AIM » Without the pictures, write out all the lines below exactly as they appear.

SUPPLIED MATERIAL »
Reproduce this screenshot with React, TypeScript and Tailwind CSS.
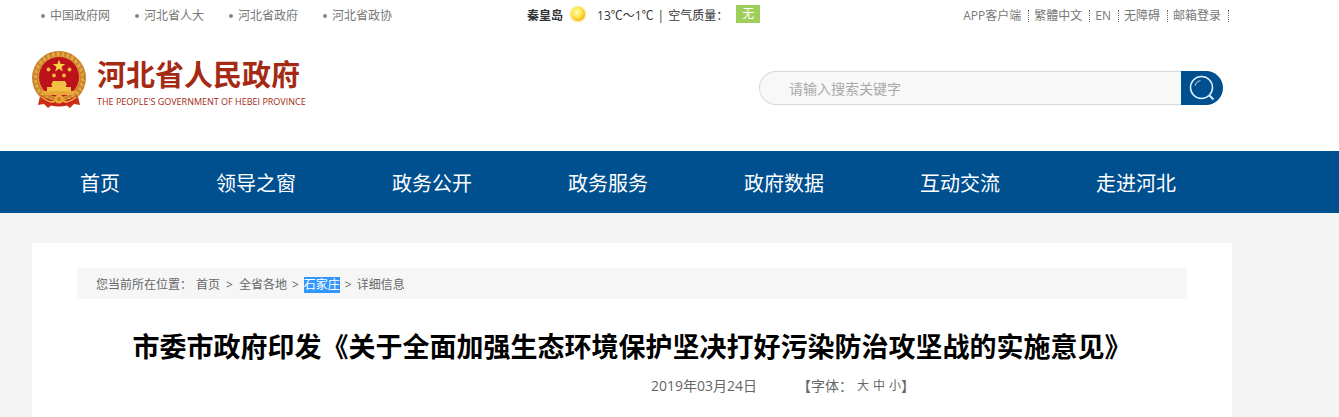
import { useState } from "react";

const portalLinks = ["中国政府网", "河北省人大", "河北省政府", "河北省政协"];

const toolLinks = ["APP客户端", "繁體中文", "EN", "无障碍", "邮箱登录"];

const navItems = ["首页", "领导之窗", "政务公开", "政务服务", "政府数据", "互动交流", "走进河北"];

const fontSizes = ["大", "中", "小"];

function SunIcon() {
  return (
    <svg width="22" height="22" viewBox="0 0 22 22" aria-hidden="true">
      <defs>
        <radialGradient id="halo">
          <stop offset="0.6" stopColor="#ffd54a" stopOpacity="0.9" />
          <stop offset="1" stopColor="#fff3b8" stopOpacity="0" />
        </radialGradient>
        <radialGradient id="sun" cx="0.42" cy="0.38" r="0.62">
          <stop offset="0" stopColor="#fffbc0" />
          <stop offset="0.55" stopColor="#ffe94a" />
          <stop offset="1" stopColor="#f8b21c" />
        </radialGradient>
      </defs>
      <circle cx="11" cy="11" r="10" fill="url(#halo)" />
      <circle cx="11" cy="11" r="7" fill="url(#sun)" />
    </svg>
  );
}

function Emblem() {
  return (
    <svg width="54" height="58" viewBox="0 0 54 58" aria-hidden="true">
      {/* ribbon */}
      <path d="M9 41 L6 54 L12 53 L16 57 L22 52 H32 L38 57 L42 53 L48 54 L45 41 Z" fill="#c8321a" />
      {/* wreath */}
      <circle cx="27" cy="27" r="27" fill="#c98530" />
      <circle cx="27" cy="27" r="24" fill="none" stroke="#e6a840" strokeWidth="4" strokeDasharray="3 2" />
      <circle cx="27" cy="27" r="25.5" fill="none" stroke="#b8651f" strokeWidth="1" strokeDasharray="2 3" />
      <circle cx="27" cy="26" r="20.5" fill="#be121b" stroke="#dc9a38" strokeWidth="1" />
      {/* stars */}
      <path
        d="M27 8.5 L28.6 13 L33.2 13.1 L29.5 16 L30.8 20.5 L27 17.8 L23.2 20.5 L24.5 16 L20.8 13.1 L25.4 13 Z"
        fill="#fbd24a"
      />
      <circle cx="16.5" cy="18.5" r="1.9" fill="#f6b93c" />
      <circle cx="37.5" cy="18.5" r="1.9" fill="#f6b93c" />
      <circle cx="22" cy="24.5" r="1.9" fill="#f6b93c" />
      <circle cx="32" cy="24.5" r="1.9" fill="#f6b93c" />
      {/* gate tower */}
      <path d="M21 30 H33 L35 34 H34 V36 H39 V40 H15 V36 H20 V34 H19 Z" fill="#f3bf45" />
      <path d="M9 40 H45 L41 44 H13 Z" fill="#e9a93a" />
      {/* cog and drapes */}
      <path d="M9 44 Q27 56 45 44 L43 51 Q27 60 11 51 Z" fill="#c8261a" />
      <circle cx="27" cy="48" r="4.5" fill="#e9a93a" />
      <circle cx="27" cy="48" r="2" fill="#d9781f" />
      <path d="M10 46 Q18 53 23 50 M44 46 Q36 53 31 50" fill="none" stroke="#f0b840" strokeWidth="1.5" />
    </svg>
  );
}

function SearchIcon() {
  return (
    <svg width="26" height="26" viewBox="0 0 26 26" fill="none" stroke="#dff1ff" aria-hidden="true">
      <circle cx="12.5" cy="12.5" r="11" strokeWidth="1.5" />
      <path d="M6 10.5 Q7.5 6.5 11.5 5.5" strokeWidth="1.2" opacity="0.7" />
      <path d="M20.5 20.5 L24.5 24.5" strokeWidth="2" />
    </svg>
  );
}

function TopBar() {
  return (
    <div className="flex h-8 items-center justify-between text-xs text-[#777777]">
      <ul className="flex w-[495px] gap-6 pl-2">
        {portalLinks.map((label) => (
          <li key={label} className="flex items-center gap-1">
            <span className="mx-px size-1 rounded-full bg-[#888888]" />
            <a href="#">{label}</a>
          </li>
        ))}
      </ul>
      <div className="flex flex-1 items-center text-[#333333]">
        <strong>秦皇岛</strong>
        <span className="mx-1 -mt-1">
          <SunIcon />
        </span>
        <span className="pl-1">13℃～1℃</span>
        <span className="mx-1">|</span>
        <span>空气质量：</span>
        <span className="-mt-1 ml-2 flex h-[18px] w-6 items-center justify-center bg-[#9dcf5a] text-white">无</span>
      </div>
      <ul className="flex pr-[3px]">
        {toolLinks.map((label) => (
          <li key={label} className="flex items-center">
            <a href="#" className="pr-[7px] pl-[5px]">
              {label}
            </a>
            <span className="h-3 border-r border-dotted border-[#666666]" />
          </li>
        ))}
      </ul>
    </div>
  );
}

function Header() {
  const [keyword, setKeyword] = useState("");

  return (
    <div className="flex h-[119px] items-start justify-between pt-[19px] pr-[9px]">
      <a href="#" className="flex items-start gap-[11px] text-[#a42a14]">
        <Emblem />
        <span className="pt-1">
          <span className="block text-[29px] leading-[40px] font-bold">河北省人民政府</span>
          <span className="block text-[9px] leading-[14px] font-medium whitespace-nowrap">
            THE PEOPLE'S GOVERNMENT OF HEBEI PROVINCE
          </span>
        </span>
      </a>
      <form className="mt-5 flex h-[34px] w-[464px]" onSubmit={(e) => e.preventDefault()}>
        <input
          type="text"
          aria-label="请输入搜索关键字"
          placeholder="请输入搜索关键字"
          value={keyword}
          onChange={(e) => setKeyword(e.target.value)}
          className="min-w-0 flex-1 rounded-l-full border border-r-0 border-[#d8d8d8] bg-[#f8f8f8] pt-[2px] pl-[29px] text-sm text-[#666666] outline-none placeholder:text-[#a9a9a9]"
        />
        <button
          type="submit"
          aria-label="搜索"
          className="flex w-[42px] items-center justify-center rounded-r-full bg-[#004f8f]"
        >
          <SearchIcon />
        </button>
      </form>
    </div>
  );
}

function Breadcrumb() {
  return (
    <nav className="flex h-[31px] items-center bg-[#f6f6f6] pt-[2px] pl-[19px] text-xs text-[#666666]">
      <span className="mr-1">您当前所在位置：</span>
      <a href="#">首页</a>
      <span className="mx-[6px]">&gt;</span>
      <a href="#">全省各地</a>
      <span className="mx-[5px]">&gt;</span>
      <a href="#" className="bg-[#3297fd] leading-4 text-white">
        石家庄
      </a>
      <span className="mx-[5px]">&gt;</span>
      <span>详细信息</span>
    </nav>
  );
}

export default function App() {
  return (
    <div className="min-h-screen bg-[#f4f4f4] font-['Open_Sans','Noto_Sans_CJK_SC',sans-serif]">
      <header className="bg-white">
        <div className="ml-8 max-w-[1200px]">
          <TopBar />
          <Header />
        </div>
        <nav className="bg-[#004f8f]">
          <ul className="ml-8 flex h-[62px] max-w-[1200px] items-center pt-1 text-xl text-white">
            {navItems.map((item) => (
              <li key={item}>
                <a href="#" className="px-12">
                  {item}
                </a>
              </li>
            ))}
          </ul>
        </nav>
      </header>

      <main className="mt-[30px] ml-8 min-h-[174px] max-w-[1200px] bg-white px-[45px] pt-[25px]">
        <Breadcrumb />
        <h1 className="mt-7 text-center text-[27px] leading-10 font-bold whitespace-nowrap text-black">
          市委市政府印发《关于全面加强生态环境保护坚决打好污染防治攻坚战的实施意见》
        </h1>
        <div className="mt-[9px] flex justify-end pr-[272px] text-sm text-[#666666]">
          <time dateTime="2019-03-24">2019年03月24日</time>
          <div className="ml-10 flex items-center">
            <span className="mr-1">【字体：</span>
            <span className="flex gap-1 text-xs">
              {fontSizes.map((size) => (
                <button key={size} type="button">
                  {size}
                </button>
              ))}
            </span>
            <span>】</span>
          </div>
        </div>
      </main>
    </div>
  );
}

RESPONSE TO THIS EXERCISE »
Reproduce this screenshot with React, TypeScript and Tailwind CSS.
import { useState } from "react";

const portalLinks = ["中国政府网", "河北省人大", "河北省政府", "河北省政协"];

const toolLinks = ["APP客户端", "繁體中文", "EN", "无障碍", "邮箱登录"];

const navItems = ["首页", "领导之窗", "政务公开", "政务服务", "政府数据", "互动交流", "走进河北"];

const fontSizes = ["大", "中", "小"];

function SunIcon() {
  return (
    <svg width="22" height="22" viewBox="0 0 22 22" aria-hidden="true">
      <defs>
        <radialGradient id="halo">
          <stop offset="0.6" stopColor="#ffd54a" stopOpacity="0.9" />
          <stop offset="1" stopColor="#fff3b8" stopOpacity="0" />
        </radialGradient>
        <radialGradient id="sun" cx="0.42" cy="0.38" r="0.62">
          <stop offset="0" stopColor="#fffbc0" />
          <stop offset="0.55" stopColor="#ffe94a" />
          <stop offset="1" stopColor="#f8b21c" />
        </radialGradient>
      </defs>
      <circle cx="11" cy="11" r="10" fill="url(#halo)" />
      <circle cx="11" cy="11" r="7" fill="url(#sun)" />
    </svg>
  );
}

function Emblem() {
  return (
    <svg width="54" height="58" viewBox="0 0 54 58" aria-hidden="true">
      {/* ribbon */}
      <path d="M9 41 L6 54 L12 53 L16 57 L22 52 H32 L38 57 L42 53 L48 54 L45 41 Z" fill="#c8321a" />
      {/* wreath */}
      <circle cx="27" cy="27" r="27" fill="#c98530" />
      <circle cx="27" cy="27" r="24" fill="none" stroke="#e6a840" strokeWidth="4" strokeDasharray="3 2" />
      <circle cx="27" cy="27" r="25.5" fill="none" stroke="#b8651f" strokeWidth="1" strokeDasharray="2 3" />
      <circle cx="27" cy="26" r="20.5" fill="#be121b" stroke="#dc9a38" strokeWidth="1" />
      {/* stars */}
      <path
        d="M27 8.5 L28.6 13 L33.2 13.1 L29.5 16 L30.8 20.5 L27 17.8 L23.2 20.5 L24.5 16 L20.8 13.1 L25.4 13 Z"
        fill="#fbd24a"
      />
      <circle cx="16.5" cy="18.5" r="1.9" fill="#f6b93c" />
      <circle cx="37.5" cy="18.5" r="1.9" fill="#f6b93c" />
      <circle cx="22" cy="24.5" r="1.9" fill="#f6b93c" />
      <circle cx="32" cy="24.5" r="1.9" fill="#f6b93c" />
      {/* gate tower */}
      <path d="M21 30 H33 L35 34 H34 V36 H39 V40 H15 V36 H20 V34 H19 Z" fill="#f3bf45" />
      <path d="M9 40 H45 L41 44 H13 Z" fill="#e9a93a" />
      {/* cog and drapes */}
      <path d="M9 44 Q27 56 45 44 L43 51 Q27 60 11 51 Z" fill="#c8261a" />
      <circle cx="27" cy="48" r="4.5" fill="#e9a93a" />
      <circle cx="27" cy="48" r="2" fill="#d9781f" />
      <path d="M10 46 Q18 53 23 50 M44 46 Q36 53 31 50" fill="none" stroke="#f0b840" strokeWidth="1.5" />
    </svg>
  );
}

function SearchIcon() {
  return (
    <svg width="26" height="26" viewBox="0 0 26 26" fill="none" stroke="#dff1ff" aria-hidden="true">
      <circle cx="12.5" cy="12.5" r="11" strokeWidth="1.5" />
      <path d="M6 10.5 Q7.5 6.5 11.5 5.5" strokeWidth="1.2" opacity="0.7" />
      <path d="M20.5 20.5 L24.5 24.5" strokeWidth="2" />
    </svg>
  );
}

function TopBar() {
  return (
    <div className="flex h-8 items-center justify-between text-xs text-[#777777]">
      <ul className="flex w-[495px] gap-6 pl-2">
        {portalLinks.map((label) => (
          <li key={label} className="flex items-center gap-1">
            <span className="mx-px size-1 rounded-full bg-[#888888]" />
            <a href="#">{label}</a>
          </li>
        ))}
      </ul>
      <div className="flex flex-1 items-center text-[#333333]">
        <strong>秦皇岛</strong>
        <span className="mx-1 -mt-1">
          <SunIcon />
        </span>
        <span className="pl-1">13℃～1℃</span>
        <span className="mx-1">|</span>
        <span>空气质量：</span>
        <span className="-mt-1 ml-2 flex h-[18px] w-6 items-center justify-center bg-[#9dcf5a] text-white">无</span>
      </div>
      <ul className="flex pr-[3px]">
        {toolLinks.map((label) => (
          <li key={label} className="flex items-center">
            <a href="#" className="pr-[7px] pl-[5px]">
              {label}
            </a>
            <span className="h-3 border-r border-dotted border-[#666666]" />
          </li>
        ))}
      </ul>
    </div>
  );
}

function Header() {
  const [keyword, setKeyword] = useState("");

  return (
    <div className="flex h-[119px] items-start justify-between pt-[19px] pr-[9px]">
      <a href="#" className="flex items-start gap-[11px] text-[#a42a14]">
        <Emblem />
        <span className="pt-1">
          <span className="block text-[29px] leading-[40px] font-bold">河北省人民政府</span>
          <span className="block text-[9px] leading-[14px] font-medium whitespace-nowrap">
            THE PEOPLE'S GOVERNMENT OF HEBEI PROVINCE
          </span>
        </span>
      </a>
      <form className="mt-5 flex h-[34px] w-[464px]" onSubmit={(e) => e.preventDefault()}>
        <input
          type="text"
          aria-label="请输入搜索关键字"
          placeholder="请输入搜索关键字"
          value={keyword}
          onChange={(e) => setKeyword(e.target.value)}
          className="min-w-0 flex-1 rounded-l-full border border-r-0 border-[#d8d8d8] bg-[#f8f8f8] pt-[2px] pl-[29px] text-sm text-[#666666] outline-none placeholder:text-[#a9a9a9]"
        />
        <button
          type="submit"
          aria-label="搜索"
          className="flex w-[42px] items-center justify-center rounded-r-full bg-[#004f8f]"
        >
          <SearchIcon />
        </button>
      </form>
    </div>
  );
}

function Breadcrumb() {
  return (
    <nav className="flex h-[31px] items-center bg-[#f6f6f6] pt-[2px] pl-[19px] text-xs text-[#666666]">
      <span className="mr-1">您当前所在位置：</span>
      <a href="#">首页</a>
      <span className="mx-[6px]">&gt;</span>
      <a href="#">全省各地</a>
      <span className="mx-[5px]">&gt;</span>
      <a href="#" className="bg-[#3297fd] leading-4 text-white">
        石家庄
      </a>
      <span className="mx-[5px]">&gt;</span>
      <span>详细信息</span>
    </nav>
  );
}

export default function App() {
  return (
    <div className="min-h-screen bg-[#f4f4f4] font-['Open_Sans','Noto_Sans_CJK_SC',sans-serif]">
      <header className="bg-white">
        <div className="ml-8 max-w-[1200px]">
          <TopBar />
          <Header />
        </div>
        <nav className="bg-[#004f8f]">
          <ul className="ml-8 flex h-[62px] max-w-[1200px] items-center pt-1 text-xl text-white">
            {navItems.map((item) => (
              <li key={item}>
                <a href="#" className="px-12">
                  {item}
                </a>
              </li>
            ))}
          </ul>
        </nav>
      </header>

      <main className="mt-[30px] ml-8 min-h-[174px] max-w-[1200px] bg-white px-[45px] pt-[25px]">
        <Breadcrumb />
        <h1 className="mt-7 text-center text-[27px] leading-10 font-bold whitespace-nowrap text-black">
          市委市政府印发《关于全面加强生态环境保护坚决打好污染防治攻坚战的实施意见》
        </h1>
        <div className="mt-[9px] flex justify-end pr-[272px] text-sm text-[#666666]">
          <time dateTime="2019-03-24">2019年03月24日</time>
          <div className="ml-10 flex items-center">
            <span className="mr-1">【字体：</span>
            <span className="flex gap-1 text-xs">
              {fontSizes.map((size) => (
                <button key={size} type="button">
                  {size}
                </button>
              ))}
            </span>
            <span>】</span>
          </div>
        </div>
      </main>
    </div>
  );
}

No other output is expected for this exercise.